We are moving into what could be a golden age for both health systems and healthcare.
We will have electronic information on every patient. That data, funneled through artificial intelligence, care algorithms and connected caregivers, can significantly enhance and improve diagnosis, treatment plans, care coordination, and an extremely wide range of settings for receiving care.
We have learned much more how DNA and RNA coding works and we can use those tools for both better diagnosis and more targeted, effective treatments. When the next pandemic hits, we should be able to respond much more quickly. We also should be able to use blood markers to anticipate and do very early diagnosis on cancer, and we should be able to build chronic disease plans that fit each patient individually.
The links between scientific code-based biology and care are strengthening—and we need to make them even stronger by taking advantage of the knowledge of epigenetic impacts. Some of the learning here, and the interventions that follow from them, will have to wait for future science. But we already know plenty, and society must step up to use that knowledge if we are to truly reach the golden age for systems of care.
We now know that the first 100 days after a child is born influence which sets of epigenetic programs for emotional context are activated in each child.
We also now know that the children whose brains are exercised in first three years of life build billions and even trillions of neuron connections, and that lacking that stimulus the brain begins to purge itself of unused connections at age 4.
We know that the children who have missed that magnificent and golden neuron linking opportunity cannot make those links later.
That isn’t fair. It also isn’t equitable.
We have massive racial and ethnic inequities happening today for too many of those children—and we need to work together to stop it.
Books might seem cliche, but they are often ignored early on to the detriment of us all on a massive scale.
Reading books to a developing child creates billions of connected neurons. Children in homes in America with no books tend to have fewer than 5,000 words spoken to them in the first years before kindergarten. Meanwhile, children who are read to even once a day hear more than 200,000 spoken words by age 5.
Over half of births in America this year will be in our Medicaid population—and the huge, painful, dysfunctional, unacceptable and ethically unforgivable inequity is that more than half of those Medicaid homes do not have a single book. Low-income families too often need to spend all their money on food, housing and on clothing.
That’s just plain wrong. Medicaid should be providing supportive and engaging books to every child. Those books should include numbers and counting games and number-related stories, because another sad truth is that our math literacy is abysmal. In Milwaukee, for example, only 16% of the children do adequate math at 15 years old.
We are not going to change the hugely inequitable earning gaps and the painful wealth gaps we have in this country today if children in the low end of that gap can’t count or read when they finish school.
Why have I kept using “we” as I write this? Because it’s a healthcare issue.
Data on adverse childhood experiences shows us that patients with four or more ACEs are 60% more likely to get cancer as adults. They are also twice as likely to have a heart attack, three times more likely to have lung diseases and 12 times more likely to attempt suicide as an adult.

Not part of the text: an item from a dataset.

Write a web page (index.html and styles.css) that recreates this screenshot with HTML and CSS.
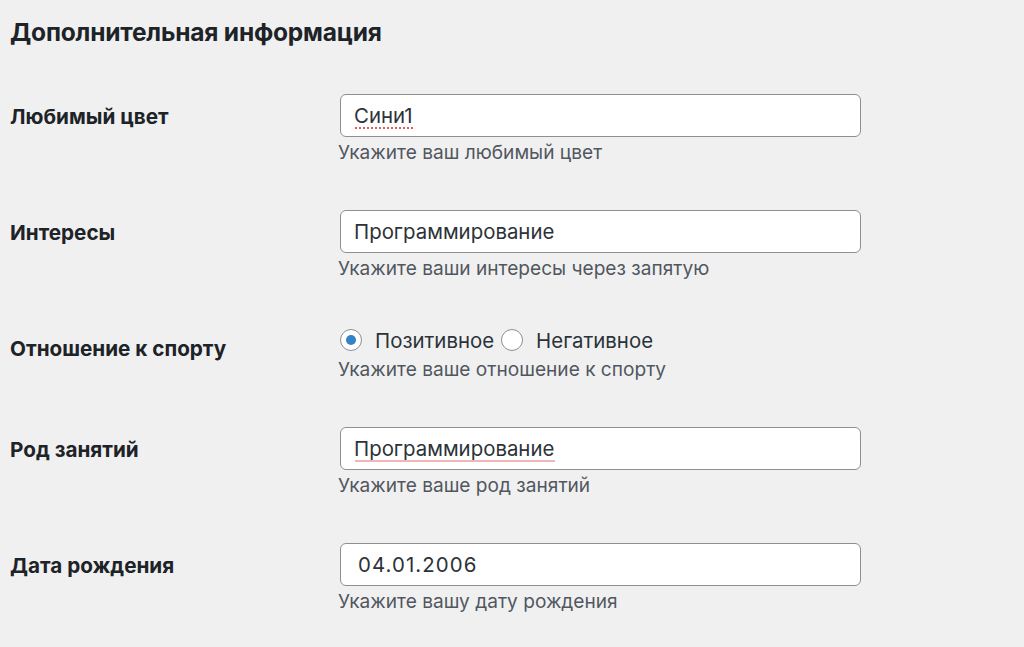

That’s not 12% more likely—it’s 12 times more likely.
That’s Kaiser Permanente data, so the patients who were studied were all in the same care system with the same doctors and the same patterns of care and the same neighborhoods and the same basic economic status—and the patients with four or more ACEs are still 60% more likely to get cancer as an adult.
That’s also clearly the epigenetic impact of stress on our physiology in our early years and we need to factor that information into our care plans and into our life plans for every patient.
We also have more people in prison than any country on the planet. We disproportionately imprison minority Americans. Sixty percent of Black males in this country in their 30s who dropped out of high school are in prison today. Ten percent of Black males in their 30s who graduated from high school are in jail as well. That’s a horrible and painful number—but 10 is lower than 60.
We know with over 60% accuracy by age 4 which people are on that track—and we need to do the right things to help every child and we need to get books into every home and support other interventions to change those trajectories.
We need to understand the issues and impact of racism and prejudice and discrimination and we also need to work with those epigenetic opportunities to help all of our children get that neuron connectivity support in those key time frames to give us a chance for future success as a nation.
It will be our own fault if we screw it up because we know what needs to be done and it’s in our hands.